The level of cross-Border activity was high and serious. As has been stated by former Chief Superintendent Courtney and former Commissioner Wren, there were efforts at the time by the then British Prime Minister and the British Parliament during its debates, to portray our police force and our courts as unable to fulfil the basic requirements of a sovereign state. These accusations were made at a time their own failures in Northern Ireland allowed atrocities to occur. The relationship between the two governments was up and down and it suffered at the time. This applied not only to my Government but to previous and successive Governments. There was still good co-operation between the Garda authorities and the RUC, including a constant exchange of information. This was also stated by former Commissioner Wren and former Chief Superintendent Cotterell.
I am amazed the information the RUC had was not taken up and investigated by the force. The key question is why the RUC did nothing about it. Why did the force only pass on the information after 18 months? There was a proviso that it had to protect one particular man — I think his name was Hosking — who was the informant. The sub-committee must understand this type of subversive information gathering is a difficult, unsavoury business and its price is often the informant's life. Perhaps the RUC had some good reasons for not passing on the information but I cannot say. Perhaps there was a political reason, which was adverted to earlier or perhaps the RUC wanted to use it as leverage for other reasons. We can come back to that later.
However, the RUC had the responsibility to question those suspects and to pursue the case. At the time, legislation was enacted — the Criminal Law (Jurisdiction Bill) 1975 was on our Statute Book — which allowed the RUC to gather the evidence and have these people tried up there. Our gardaí who were involved in the investigation in County Louth could have been facilitated by going to the courts in Northern Ireland and giving their evidence there in the same way as the facility was provided down here. That was in place to get us over the delicacy of the political situation that existed at the time. This was good legislation when it was used. However, I speak as political head of the Department at the time and it was not used as it should have been by the people in Northern Ireland. They found reasons not to use it because they wanted to pursue the long-term political objective, which was to push us into a situation whereby they could be seen to take over our task as a police force within our sovereign State.

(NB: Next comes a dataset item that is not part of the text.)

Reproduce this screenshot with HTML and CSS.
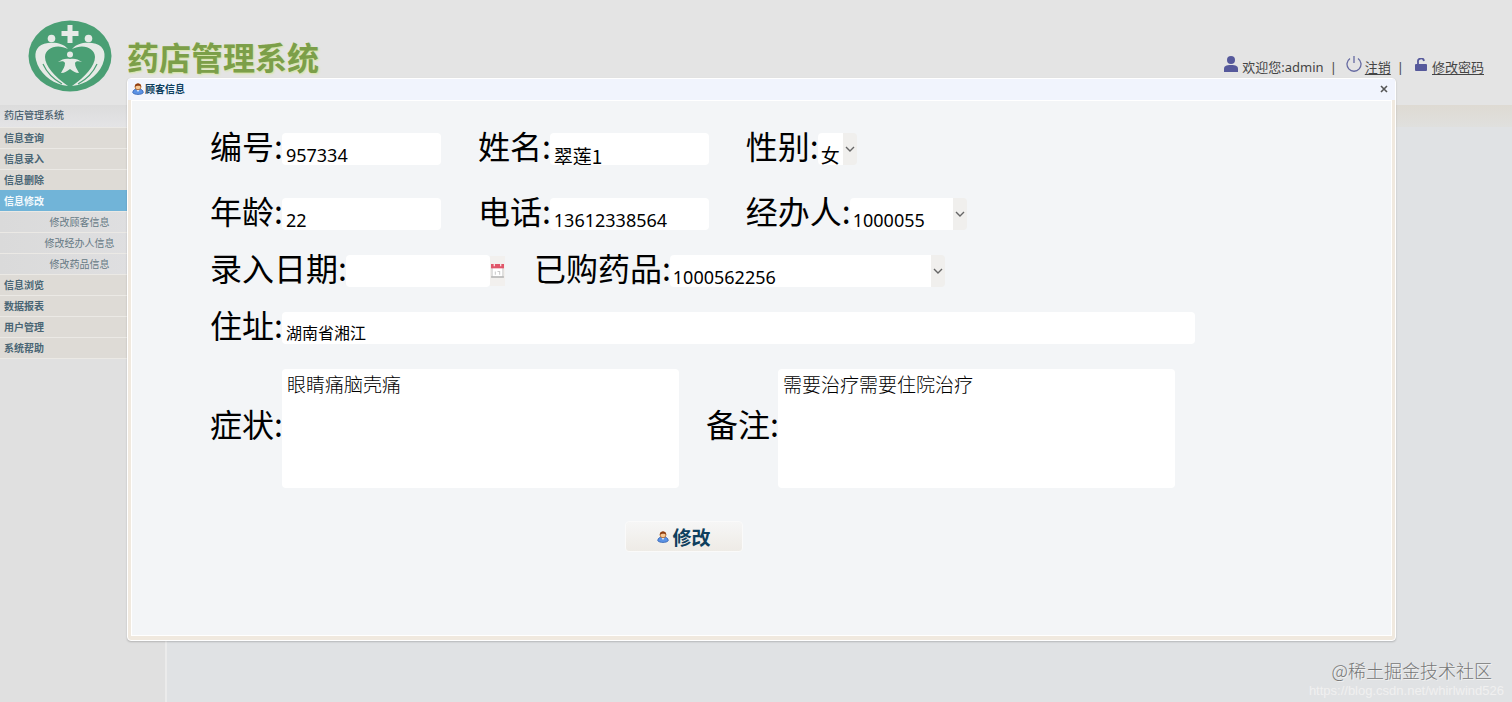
FILE: index.html
```html
<!DOCTYPE html>
<html lang="zh-CN">
<head>
    <meta charset="UTF-8">
    <meta name="viewport" content="width=device-width, initial-scale=1.0">
    <title>药店管理系统</title>
    <link rel="stylesheet" href="styles.css">
</head>
<body>
    <!-- shared icons -->
    <svg class="defs" width="0" height="0">
        <symbol id="icon-customer" viewBox="0 0 16 16">
            <path d="M1 13c0-4 3-5 7-5s7 1 7 5c-2 3-12 3-14 0z" fill="#5b92e5" stroke="#2c5cae"/>
            <path d="M6 9l2 3 2-3z" fill="#e8f0fb"/>
            <circle cx="8" cy="5" r="4" fill="#f9c995" stroke="#a85a1c"/>
            <path d="M4 5c-1-6 9-6 8 0-1-2-6-2-8 0z" fill="#8f3d10"/>
        </symbol>
        <symbol id="icon-down" viewBox="0 0 10 6">
            <path d="M1 1l4 4 4-4" fill="none" stroke="#666" stroke-width="1.4"/>
        </symbol>
    </svg>

    <header class="header">
        <svg class="logo" viewBox="0 0 84 72">
            <ellipse cx="42" cy="36" rx="41.500" ry="35.500" fill="#4a9f74"/>
            <g fill="#e6eae6">
                <path d="M39.500 5h5v6h6v5h-6v7h-5v-7h-6v-5h6z"/>
                <circle cx="23.500" cy="18.500" r="3.800"/>
                <circle cx="60.500" cy="18.500" r="3.800"/>
                <path d="M40 29C35 23 27 22 20 23C9 24 6 32 8 40C11 53 23 62 34 65L40 66C27 57 17 46 17 37C17 28 29 23 40 29z"/>
                <path d="M44 29C49 23 57 22 64 23C75 24 78 32 76 40C73 53 61 62 50 65L44 66C57 57 67 46 67 37C67 28 55 23 44 29z"/>
                <circle cx="42" cy="34.500" r="3"/>
                <path d="M30 42c4-3 8-4 12-3 4-1 8 0 12 3-4-1-6-1-7 1 0 4 2 6 4 10-4 0-6-2-9-4-3 2-5 4-9 4 2-4 4-6 4-10-1-2-3-2-7-1z"/>
            </g>
            <g fill="none" stroke="#4a9f74" stroke-width="1.200">
                <path d="M15 44c4 9 10 15 19 20M69 44c-4 9-10 15-19 20"/>
            </g>
        </svg>
        <h1 class="brand">药店管理系统</h1>
        <div class="user-bar">
            <svg class="user-icon" viewBox="0 0 14 16">
                <circle cx="7" cy="4" r="4" fill="#56599b"/>
                <path d="M0 16v-3c0-3 2-4 7-4s7 1 7 4v3z" fill="#56599b"/>
            </svg>
            <span>欢迎您:admin</span>
            <span class="split">|</span>
            <svg class="power-icon" viewBox="0 0 16 16">
                <path d="M4 2.500a7 7 0 1 0 8 0M8 0v7" fill="none" stroke="#666aa2" stroke-width="1.300"/>
            </svg>
            <a href="#">注销</a>
            <span class="split">|</span>
            <svg class="lock-icon" viewBox="0 0 12 13">
                <path d="M3 7V4a3 3 0 0 1 6-1" fill="none" stroke="#56599b" stroke-width="1.800"/>
                <rect y="6" width="12" height="7" rx="1" fill="#56599b"/>
            </svg>
            <a href="#">修改密码</a>
        </div>
    </header>

    <div class="layout">
        <nav class="sidebar">
            <h2 class="nav-title">药店管理系统</h2>
            <a class="nav-item" href="#">信息查询</a>
            <a class="nav-item" href="#">信息录入</a>
            <a class="nav-item" href="#">信息删除</a>
            <a class="nav-item active" href="#">信息修改</a>
            <a class="nav-sub" href="#">修改顾客信息</a>
            <a class="nav-sub" href="#">修改经办人信息</a>
            <a class="nav-sub" href="#">修改药品信息</a>
            <a class="nav-item" href="#">信息浏览</a>
            <a class="nav-item" href="#">数据报表</a>
            <a class="nav-item" href="#">用户管理</a>
            <a class="nav-item" href="#">系统帮助</a>
        </nav>
        <main class="content">
            <div class="tab-bar"></div>
        </main>
    </div>

    <!-- customer window -->
    <section class="dialog">
        <div class="dialog-head">
            <svg class="head-icon"><use href="#icon-customer"/></svg>
            <h2>顾客信息</h2>
            <button class="close" type="button" aria-label="关闭">
                <svg viewBox="0 0 8 8"><path d="M1 1l6 6M7 1L1 7" stroke="#555" stroke-width="1.600"/></svg>
            </button>
        </div>
        <form class="dialog-body">
            <div class="row row-tall">
                <div class="field">
                    <label for="no">编号:</label>
                    <input id="no" type="text" value="957334">
                </div>
                <div class="field">
                    <label for="name">姓名:</label>
                    <input id="name" class="cjk" type="text" value="翠莲1">
                </div>
                <div class="field">
                    <label for="sex">性别:</label>
                    <div class="select sex">
                        <select id="sex" class="cjk"><option>女</option><option>男</option></select>
                        <svg><use href="#icon-down"/></svg>
                    </div>
                </div>
            </div>
            <div class="row">
                <div class="field">
                    <label for="age">年龄:</label>
                    <input id="age" type="text" value="22">
                </div>
                <div class="field">
                    <label for="phone">电话:</label>
                    <input id="phone" type="text" value="13612338564">
                </div>
                <div class="field">
                    <label for="agent">经办人:</label>
                    <div class="select agent">
                        <select id="agent"><option>1000055</option></select>
                        <svg><use href="#icon-down"/></svg>
                    </div>
                </div>
            </div>
            <div class="row row-close">
                <div class="field">
                    <label for="date">录入日期:</label>
                    <input id="date" class="date" type="text">
                    <button class="date-btn" type="button" aria-label="选择日期">
                        <svg viewBox="0 0 12 13">
                            <rect x="1" y="1" width="10" height="11" fill="#fff" stroke="#ccc"/>
                            <path d="M0 0h12v4H0z" fill="#e0566a"/>
                            <path d="M3 0v2M9 0v2" stroke="#fff"/>
                            <path d="M4 7v3M6 7h2v3" fill="none" stroke="#ccc"/>
                            <path d="M0 12h12" stroke="#aaa"/>
                        </svg>
                    </button>
                </div>
                <div class="field">
                    <label for="drug">已购药品:</label>
                    <div class="select drug">
                        <select id="drug"><option>1000562256</option></select>
                        <svg><use href="#icon-down"/></svg>
                    </div>
                </div>
            </div>
            <div class="row row-close">
                <div class="field grow">
                    <label for="address">住址:</label>
                    <input id="address" class="address" type="text" value="湖南省湘江">
                </div>
            </div>
            <div class="row row-area">
                <div class="field grow">
                    <label for="symptom">症状:</label>
                    <textarea id="symptom">眼睛痛脑壳痛</textarea>
                </div>
                <div class="field grow">
                    <label for="remark">备注:</label>
                    <textarea id="remark">需要治疗需要住院治疗</textarea>
                </div>
            </div>
            <div class="actions">
                <button class="submit" type="button"><svg><use href="#icon-customer"/></svg>修改</button>
            </div>
        </form>
    </section>

    <div class="watermark">
        <p>@稀土掘金技术社区</p>
        <small>https://blog.csdn.net/whirlwind526</small>
    </div>
</body>
</html>
```

FILE: styles.css
```css
* {
    box-sizing: border-box;
}

body {
    display: flex;
    flex-direction: column;
    position: relative;
    margin: 0;
    min-height: 100vh;
    background: #e1e1e1;
    color: #444;
    font-family: "Noto Sans", "Noto Sans CJK SC", sans-serif;
    font-size: 13px;
}

.defs {
    position: absolute;
}

h1, h2, p {
    margin: 0;
}

/* header */
.header {
    display: flex;
    align-items: flex-start;
    height: 105px;
    padding: 20px 28px 0;
    background: #e4e4e4;
}

.logo {
    width: 84px;
    height: 72px;
}

.brand {
    margin: 14px 0 0 15px;
    color: #7c9f49;
    font-family: "Noto Sans CJK SC", sans-serif;
    font-size: 32px;
    line-height: 44px;
    text-shadow: 1px 1px 2px #d4e59c;
}

.user-bar {
    display: flex;
    align-items: center;
    margin: 36px 0 0 auto;
    line-height: 22px;
}

.user-bar a {
    color: #444;
    text-underline-offset: 2px;
}

.user-bar svg {
    margin-bottom: 6px;
}

.split {
    margin: 0 6px;
}

.user-icon {
    width: 14px;
    height: 16px;
    margin-right: 4px;
}

.power-icon {
    width: 16px;
    height: 16px;
    margin: 0 3px;
}

.lock-icon {
    width: 12px;
    height: 13px;
    margin: 0 5px;
}

/* sidebar */
.layout {
    display: flex;
    flex: 1;
}

.sidebar {
    width: 167px;
    padding-right: 2px;
    border-right: 2px solid #ebebeb;
    background: #e0e0e0;
    font-family: "Noto Sans CJK SC", sans-serif;
}

.nav-title {
    height: 22px;
    padding-left: 4px;
    background: linear-gradient(#dcdcdc, #e4e4e6);
    color: #4c6270;
    font-size: 10px;
    font-weight: 500;
    line-height: 20px;
}

.nav-item,
.nav-sub {
    display: block;
    height: 21px;
    border-top: 1px solid #ebe9e5;
    font-size: 10px;
    line-height: 20px;
    text-decoration: none;
}

.nav-item {
    padding-left: 4px;
    background: #dedbd6;
    color: #496574;
    font-weight: 600;
}

.nav-item:last-child {
    height: 22px;
    border-bottom: 1px solid #ebe9e5;
}

.nav-item.active {
    background: #71b4d8;
    border-color: #71b4d8;
    color: #f4fafd;
}

.nav-sub {
    padding-right: 4px;
    background: linear-gradient(90deg, #dadada, #e0e0e2);
    color: #657984;
    text-align: center;
}

.content {
    flex: 1;
    background: #e0e2e4;
}

.tab-bar {
    height: 22px;
    background: linear-gradient(#dedad3, #e0e0de);
}

/* dialog */
.dialog {
    position: absolute;
    top: 78px;
    left: 127px;
    right: 116px;
    display: flex;
    flex-direction: column;
    min-height: 563px;
    padding: 0 3px 4px;
    border: 1px solid #fff;
    border-radius: 4px;
    background: #f0e9df;
    box-shadow: 0 1px 2px rgba(0, 0, 0, 0.2);
    color: #000;
}

.dialog-head {
    display: flex;
    align-items: center;
    height: 21px;
    margin: 0 -3px;
    padding: 0 7px 0 4px;
    background: #f1f4fd;
    font-family: "Noto Sans CJK SC", sans-serif;
}

.dialog-head h2 {
    color: #0e3f5e;
    font-size: 10px;
    line-height: 18px;
    padding-bottom: 2px;
}

.head-icon {
    width: 12px;
    height: 12px;
    margin: 0 1px 2px 0;
}

.close {
    width: 8px;
    height: 8px;
    margin: 0 0 2px auto;
    padding: 0;
    border: 0;
    background: none;
}

.close svg {
    display: block;
}

.dialog-body {
    flex: 1;
    padding: 32px 80px 24px 78px;
    border: 1px solid #fff;
    background: #f3f5f7;
}

.row {
    display: flex;
    gap: 37px;
    max-width: 985px;
    margin-bottom: 25px;
}

.row-tall {
    margin-bottom: 33px;
}

.row-close {
    gap: 29px;
}

.row-area {
    gap: 27px;
    max-width: 965px;
    margin-bottom: 33px;
}

.field {
    display: flex;
    align-items: center;
}

.grow {
    flex: 1;
}

label {
    flex: none;
    margin-right: -1px;
    padding-bottom: 8px;
    font-family: "Noto Sans CJK SC", sans-serif;
    font-size: 32px;
    line-height: 24px;
    white-space: nowrap;
}

.row-area label {
    padding-bottom: 12px;
}

input,
select,
textarea {
    border: 0;
    border-radius: 4px;
    outline: 0;
    background: #fff;
    color: #000;
    font-family: "Noto Sans", "Noto Sans CJK SC", sans-serif;
    font-size: 18px;
}

input {
    width: 159px;
    height: 32px;
    padding: 12px 4px 0;
}

.cjk {
    font-family: "Noto Sans CJK SC", sans-serif;
    font-size: 19px;
}

input.date {
    width: 144px;
}

input.address {
    width: 100%;
    padding-top: 8px;
    font-size: 16px;
}

.date-btn {
    width: 15px;
    height: 30px;
    padding: 0 1px;
    border: 0;
    background: #f2f0ee;
}

.date-btn svg {
    display: block;
}

.select {
    display: flex;
    position: relative;
}

.select select {
    appearance: none;
    width: 100%;
    height: 32px;
    padding: 12px 16px 0 3px;
    background: linear-gradient(#f0efed, #f0efed) right / 14px 100% no-repeat #fff;
    line-height: 20px;
}

.select svg {
    position: absolute;
    top: 13px;
    right: 2px;
    width: 10px;
    height: 6px;
    pointer-events: none;
}

.sex {
    width: 39px;
}

.select.sex select {
    padding-right: 0;
}

.agent {
    width: 117px;
}

.drug {
    width: 275px;
}

textarea {
    width: 100%;
    height: 119px;
    padding: 2px 5px;
    font-family: "Noto Sans CJK SC", sans-serif;
    font-size: 19px;
    font-weight: 300;
    line-height: 26px;
    resize: none;
}

.actions {
    padding-left: 415px;
}

.submit {
    display: flex;
    align-items: center;
    justify-content: center;
    width: 118px;
    height: 31px;
    padding: 0;
    border: 1px solid #fafafa;
    border-radius: 4px;
    background: linear-gradient(#f6f6f6, #eeebe6);
    color: #0e3f5e;
    font-family: "Noto Sans CJK SC", sans-serif;
    font-size: 19px;
    font-weight: 700;
}

.submit svg {
    width: 12px;
    height: 12px;
    margin-right: 3px;
}

/* watermark */
.watermark {
    position: absolute;
    right: 8px;
    bottom: 4px;
    font-family: "Noto Sans CJK SC", sans-serif;
    text-align: right;
}

.watermark p {
    padding-right: 12px;
    color: #777;
    font-size: 18px;
    font-weight: 300;
    line-height: 26px;
    text-shadow: 1px 1px 0 #f2f2f2;
}

.watermark small {
    display: block;
    color: #f0f0f0;
    font-family: "Liberation Sans", sans-serif;
    font-size: 13px;
    line-height: 15px;
}
```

They wanted many things and they are matters of public knowledge, which are mentioned on page 84 of the report. It is a question of the hot pursuit of suspects across the Border, which in my mind and the minds of the professionals within the Garda, would have been the height of folly in practice. Who would protect those who were pursuing the suspects from ambush? If they flew in spotter aeroplanes 800 ft. or 1,000 ft. across the Border, who would protect the small aeroplanes from being shot down? If they came and questioned suspects in Garda stations, who would protect them as they travelled in and out? There was no way the Government could have a situation where any of its agencies was involved in handing over persons who were suspects only and who were needed for questioning by the authorities in Northern Ireland. That was the policy of the day.
Deputy Murphy asked about the 18-month delay. Was it for political reasons or was it to encourage us to do what they wanted? Their objectives were stated many times by the Secretaries of State or the deputy Secretaries of State for Northern Ireland. These issues were raised many times at cross-Border meetings at ministerial level, right through the late 1970s and well up into the late 1980s, until things began to ease off and quieten down.
Speaking as the political head of the Department at the time, there appeared to be a concerted campaign to try to force us into submission on these three main political objectives that were spoken about publicly within the House of Commons and by Ministers of the House of Commons. I recall when the newly elected Prime Minister, Mrs. Thatcher, was coming to Ireland on her first visit to attend a Heads of State and Government meeting of the European Union which was held in Dublin Castle in 1979 or 1980. There was a request to me from the British authorities that three naval vessels would anchor in Dublin Bay to provide appropriate back-up protection if needed, that British Army-RAF helicopters would travel to Dublin and ferry her from the ambassador's official residence in Glencairn to Dublin Castle and back and other demands, including that she should have her own private police force on the ground. That was totally unacceptable to me, which I refused. I notified the Government of the situation at the time because we were a sovereign State. One of the basics for any state in existence is to be able to provide security for visiting personnel. If we could not do so, then we should not hold the meeting, which we did. I believe Mrs. Thatcher had a much nicer stay in Dublin Castle as the first lady there in approximately 700 or 800 years than she would have had in Glencairn and having to suffer the throes of the traffic congestion travelling in the morning by car, because she certainly was not coming by British RAF helicopter.
There were political reasons for this decision. There may have been police reasons with regard to protecting sources, but I cannot say this because I do not know. However, there is no reason the RUC could not have carried out a thorough investigation at the time.